The experiment is carried out on the machine, which has following
L1/L2 data cache topology. The host kernel configuration is same
to [1].
The corresponding test program allocates contiguous page frames
through hugeTLBfs and builds VMAs backed by zero pages. These
contiguous pages are sequentially read from fixed offset (0) in step
of 32KB and by 8 times. After that, the VMA backed by zero pages are
sequentially read in step of 4KB and by once. It's repeated by 8
millions of times.
Note 32KB is the cache capacity in one L2 data cache way and 8 is
number of L2 data cache sets.

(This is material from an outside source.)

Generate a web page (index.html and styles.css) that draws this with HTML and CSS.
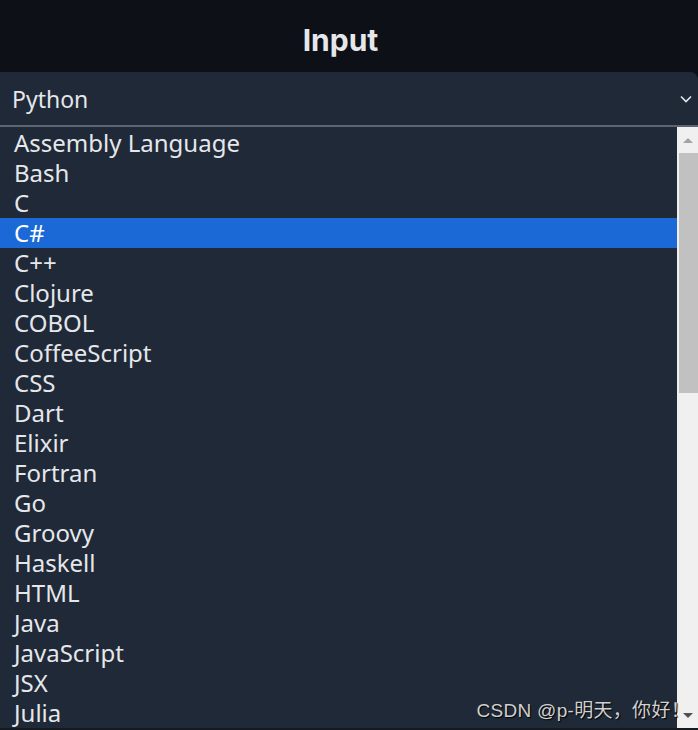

This experiment is to cause L2 data
cache thrashing on one particular set.
L1 dcache: <same as [1]>
L2 dcache: cache-line-size=64
number-of-sets=512
number-of-ways=8
-----------------------------------------------------------------------
cache-references: 1,427,213,737 1,421,394,472
cache-misses: 35,804,552 42,636,698
L1-dcache-load-misses: 35,804,552 42,636,698
seconds time elapsed: 2.602511671 2.098198172 (+19.3%)
No-one is denying a performance improvement in a very specific way but
what's missing here is explaining how these artificial benchmarks relate
to real-world applications.